Somit haben wir eine der beiden oben genannten Quellen klar herausgearbeitet.
Helfen aus dem Herzen
Wir alle wissen, dass es neben dem Ego-Verstand noch eine andere Quelle in uns gibt. Diese ist dem Herzen zugewiesen. Der Verstand ist ein Spekulant. Das ist seine Natur. Das Herz hingegen beherbergt die Unschuld der Weisheit.
Der Verstand will und muss sich produzieren. Möchte durch seine Klugheit glänzen. Das Herz hingeben ist Heimat des atmenden Seins. Hier wohnt die Stille der Weisheit. Hier ist die Herberge unseres Selbst. Von hier aus werden wir zu „Baumeistern“, wie Montessori sagte, zu Architekten unseres Seins.
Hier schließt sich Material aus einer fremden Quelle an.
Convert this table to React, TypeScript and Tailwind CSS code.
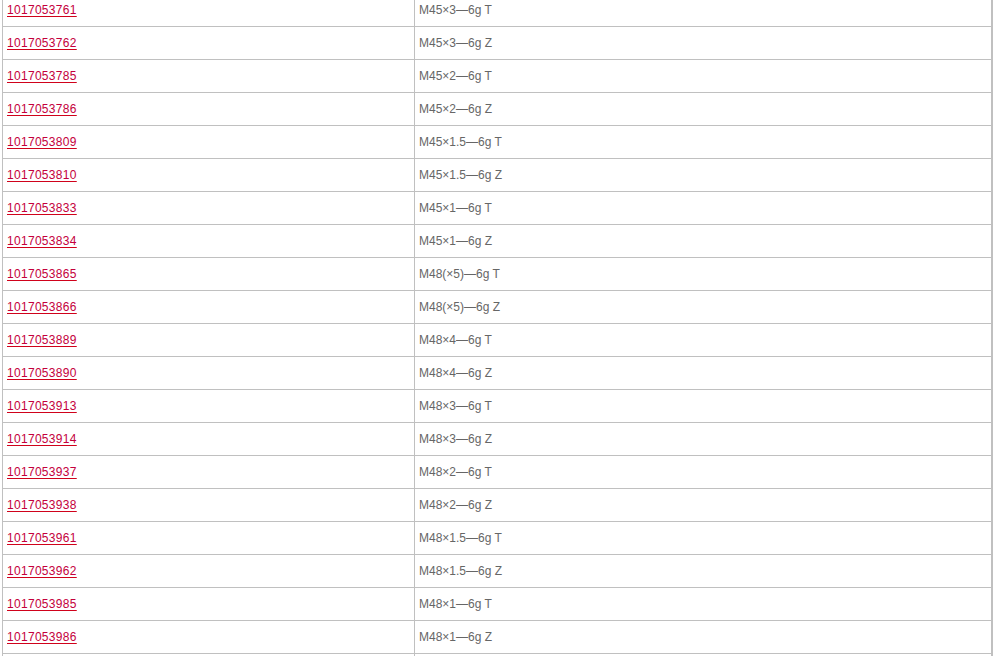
const rows: [string, string][] = [
  ["1017053761", "M45×3—6g T"],
  ["1017053762", "M45×3—6g Z"],
  ["1017053785", "M45×2—6g T"],
  ["1017053786", "M45×2—6g Z"],
  ["1017053809", "M45×1.5—6g T"],
  ["1017053810", "M45×1.5—6g Z"],
  ["1017053833", "M45×1—6g T"],
  ["1017053834", "M45×1—6g Z"],
  ["1017053865", "M48(×5)—6g T"],
  ["1017053866", "M48(×5)—6g Z"],
  ["1017053889", "M48×4—6g T"],
  ["1017053890", "M48×4—6g Z"],
  ["1017053913", "M48×3—6g T"],
  ["1017053914", "M48×3—6g Z"],
  ["1017053937", "M48×2—6g T"],
  ["1017053938", "M48×2—6g Z"],
  ["1017053961", "M48×1.5—6g T"],
  ["1017053962", "M48×1.5—6g Z"],
  ["1017053985", "M48×1—6g T"],
  ["1017053986", "M48×1—6g Z"],
];

export default function App() {
  return (
    <div className="h-[656px] overflow-hidden bg-white font-['Liberation_Sans',Arial,sans-serif] text-[12px]">
      <div className="ml-[2px] -mt-[6px] w-[991px] border-l border-r-2 border-[#c0c0c0]">
        {rows.map(([code, spec]) => (
          <div key={code} className="flex h-[33px] border-b border-[#c0c0c0]">
            <div className="flex w-[411px] items-center pl-1">
              <a href="#" className="tracking-[0.3px] text-[#c4003c] underline decoration-[#d0021b] underline-offset-2">
                {code}
              </a>
            </div>
            <div className="flex flex-1 items-center border-l border-[#c0c0c0] pl-1 text-[#666]">
              {spec}
            </div>
          </div>
        ))}
        {/* next row, only its top edge shows */}
        <div className="flex h-[33px]">
          <div className="w-[411px]" />
          <div className="flex-1 border-l border-[#c0c0c0]" />
        </div>
      </div>
    </div>
  );
}
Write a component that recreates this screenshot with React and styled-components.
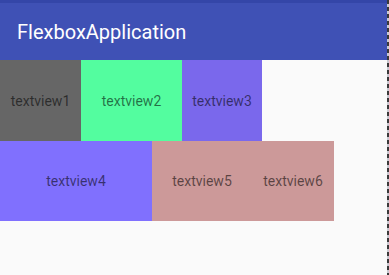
import React from "react";
import styled, { createGlobalStyle } from "styled-components";

const GlobalStyle = createGlobalStyle`
    html, body {
        margin: 0;
        padding: 0;
        background: #fafafa;
        font-family: Roboto, "Noto Sans", sans-serif;
    }
`;

const Screen = styled.div`
    display: flex;
    width: 389px;
    height: 275px;
    overflow: hidden;
    background: #fafafa;
`;

const Main = styled.div`
    flex: 1;
    display: flex;
    flex-direction: column;
`;

const Edge = styled.div`
    width: 2px;
    background: repeating-linear-gradient(
        to bottom,
        #3a3a3a 0px,
        #3a3a3a 4px,
        #c8c8d0 4px,
        #c8c8d0 7px
    );
`;

const StatusBar = styled.div`
    height: 3px;
    background: #3446a8;
`;

const AppBar = styled.header`
    height: 57px;
    display: flex;
    align-items: center;
    padding-left: 17px;
    background: #3f51b5;
    color: #fff;
    font-size: 20px;
    font-weight: 400;
`;

const Row = styled.div`
    display: flex;
    height: 81px;
    & + & {
        height: 80px;
    }
`;

const Cell = styled.div`
    width: ${(props) => props.width}px;
    display: flex;
    align-items: center;
    justify-content: center;
    background: ${(props) => props.color};
    color: rgba(0, 0, 0, 0.56);
    font-size: 14px;
`;

const rows = [
    [
        { text: "textview1", width: 81, color: "#666666" },
        { text: "textview2", width: 101, color: "#53fd9f" },
        { text: "textview3", width: 80, color: "#7a68ec" },
    ],
    [
        { text: "textview4", width: 152, color: "#8070fe" },
        { text: "textview5", width: 100, color: "#cc9999" },
        { text: "textview6", width: 82, color: "#cc9999" },
    ],
];

export default function App() {
    return (
        <>
            <GlobalStyle />
            <Screen>
                <Main>
                    <StatusBar />
                    <AppBar>FlexboxApplication</AppBar>
                    {rows.map((row, i) => (
                        <Row key={i}>
                            {row.map((cell) => (
                                <Cell key={cell.text} width={cell.width} color={cell.color}>
                                    {cell.text}
                                </Cell>
                            ))}
                        </Row>
                    ))}
                </Main>
                <Edge />
            </Screen>
        </>
    );
}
Das Herz erfasst die existentielle Verbundenheit allen Lebens und bewegt sich weise im Meer des Seins. Wenn das erwachte Herz eine Not erkennt, so fließt seine Hilfe, seine ihm mögliche Unterstützung, anmutig zur rechten Zeit an die richtige Stelle. Das so erwachte Herz kennt keine Erwartungen – und genau das schafft Raum.
Helfen aus dem Herzen ist Ausdruck eines weisen, eines erwachten Herzens. Diese Form des Helfens ist multidimensional und nährend auf vielen Ebenen. Helfen aus dem Herzen ist Weisheit in Aktion. Und das Schönste ist: Du alleine kannst es tun. Du kannst es alleine tun.